Closed margaretha closed 5 years ago
I guess this requires a change to Krill as well as a change to Kustvakt, right?
Yes, I can adapt the code in Kustvakt when the function in Krill is ready. It can be a separate API in addition to the normal search.
In Krawfish a snippet is a separate function that can "enrich" a match in the same sense as, e.g., fields. I think that's preferable. In the long run, we may want to follow that, because it would allow to have enrichment-specific parameters (like context for snippets). I haven't thought of a REST-API to implement this yet, but it may be beneficial. Because the response would be similar, I wouldn't introduce a new API. Maybe for the moment a "no-snippet" parameter would suffice.
Actually, I meant a new API in Kustvakt because it doesn't involve user authentication, but I think it can be handled in the existing API too. I'll look into it when the function in Krill is ready.

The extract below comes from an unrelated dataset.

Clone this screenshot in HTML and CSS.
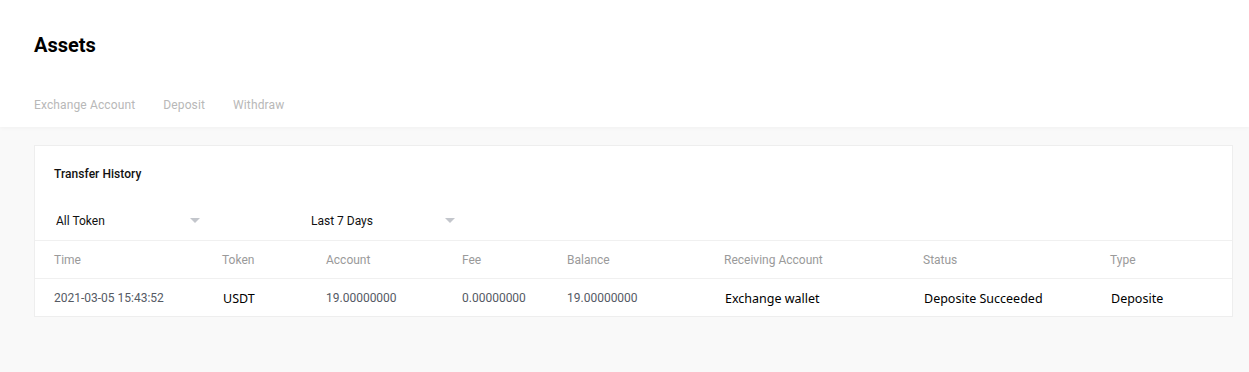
FILE: index.html
```html
<!DOCTYPE html>
<html lang="en">
<head>
    <meta charset="utf-8" />
    <title>Assets</title>
    <link rel="stylesheet" href="styles.css">
</head>
<body>
    <div class="header">
        <h1 class="title">Assets</h1>
        <div class="tabs">
            <span class="tab">Exchange Account</span>
            <span class="tab">Deposit</span>
            <span class="tab">Withdraw</span>
        </div>
    </div>

    <div class="main">
        <div class="card">
            <div class="card-title">Transfer History</div>

            <div class="filters">
                <div class="select">All Token <span class="arrow"></span></div>
                <div class="select">Last 7 Days <span class="arrow"></span></div>
            </div>

            <div class="row head">
                <div>Time</div>
                <div>Token</div>
                <div>Account</div>
                <div>Fee</div>
                <div>Balance</div>
                <div>Receiving Account</div>
                <div>Status</div>
                <div>Type</div>
            </div>
            <div class="row">
                <div class="num">2021-03-05 15:43:52</div>
                <div class="txt">USDT</div>
                <div class="num">19.00000000</div>
                <div class="num">0.00000000</div>
                <div class="num">19.00000000</div>
                <div class="txt">Exchange wallet</div>
                <div class="txt">Deposite Succeeded</div>
                <div class="txt">Deposite</div>
            </div>
        </div>
    </div>
</body>
</html>
```

FILE: styles.css
```css
body {
    margin: 0;
    font-family: Roboto, Arial, sans-serif;
    background: #f9f9f9;
    height: 100vh;
}

.header {
    background: #fff;
    padding: 33px 34px 0;
    height: 94px;
    box-shadow: 0 1px 4px rgba(0, 0, 0, 0.04);
}

.title {
    margin: 0;
    font-size: 20px;
    line-height: 24px;
    font-weight: 700;
    color: #000;
}

.tabs {
    display: flex;
    gap: 28px;
    margin-top: 27px;
    line-height: 43px;
    font-size: 12px;
    letter-spacing: 0.13px;
    color: #b8b8b8;
}

.main {
    padding: 18px 16px 0 34px;
}

.card {
    background: #fff;
    border: 1px solid #eeeeee;
}

.card-title {
    padding: 2px 0 0 19px;
    line-height: 52px;
    font-size: 12px;
    font-weight: 500;
    letter-spacing: 0.05px;
    color: #111;
}

.filters {
    display: flex;
    gap: 111px;
    height: 40px;
    align-items: center;
    padding-left: 21px;
    border-bottom: 1px solid #f0f0f0;
}

.select {
    width: 144px;
    display: flex;
    justify-content: space-between;
    align-items: center;
    padding-top: 2px;
    font-size: 12px;
    color: #111;
}

.arrow {
    width: 0;
    height: 0;
    margin-top: -2px;
    border-left: 5px solid transparent;
    border-right: 5px solid transparent;
    border-top: 5px solid #c3c6cc;
}

.row {
    display: grid;
    grid-template-columns: 168px 104px 136px 105px 157px 199px 187px 1fr;
    align-items: center;
    height: 37px;
    padding-left: 19px;
    font-size: 12px;
}

.row.head {
    color: #9a9a9a;
    border-bottom: 1px solid #f0f0f0;
}

.num {
    color: #555a64;
}

.txt {
    font-family: "Noto Sans", sans-serif;
    font-size: 12.5px;
    color: #000;
    padding: 1px 0 0 1px;
}
```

I thought the rewrite detector may just not take effect if no snippet was requested.
After a brief discussion with @kupietz regarding the required user authentication we may need to introduce a query parameter like rewrite=false
, that will not rewrite the query (or the vc to be more specific - so we may want to have two parameters: corpus-rewrite
and query-rewrite
) but fail, in case the user requests information only an authorized user can retrieve. If, for example, a user requests snippets or any other "protected" field, the query will fail. If the user requests open metadata, the query will run and return all metadata ignoring that the user may not have access to the specific corpora.
We should also handle VC reference. I would suggest that reference to system VC should be allowed but reference to VC owned by users should not be allowed. With corpus-rewrite=false, VC reference rewrite would however be disabled (https://github.com/KorAP/Kustvakt/issues/11).
That's a very good point. Otherwise information about the content of a private VC could be leaked. Maybe the name access-rewrite
would be better and would refer to corpus and query? Regarding private vs. public VCs we could handle it as with public vs. private metadata or snippets: When something private is requested, the query fails.
This issue should partially be moved to Kustvakt.
Krill should support search queries returning only all metadata without match snippets, thus allowing search on all data without license restrictions.
Metadata should be return for every match regardless of redundancy.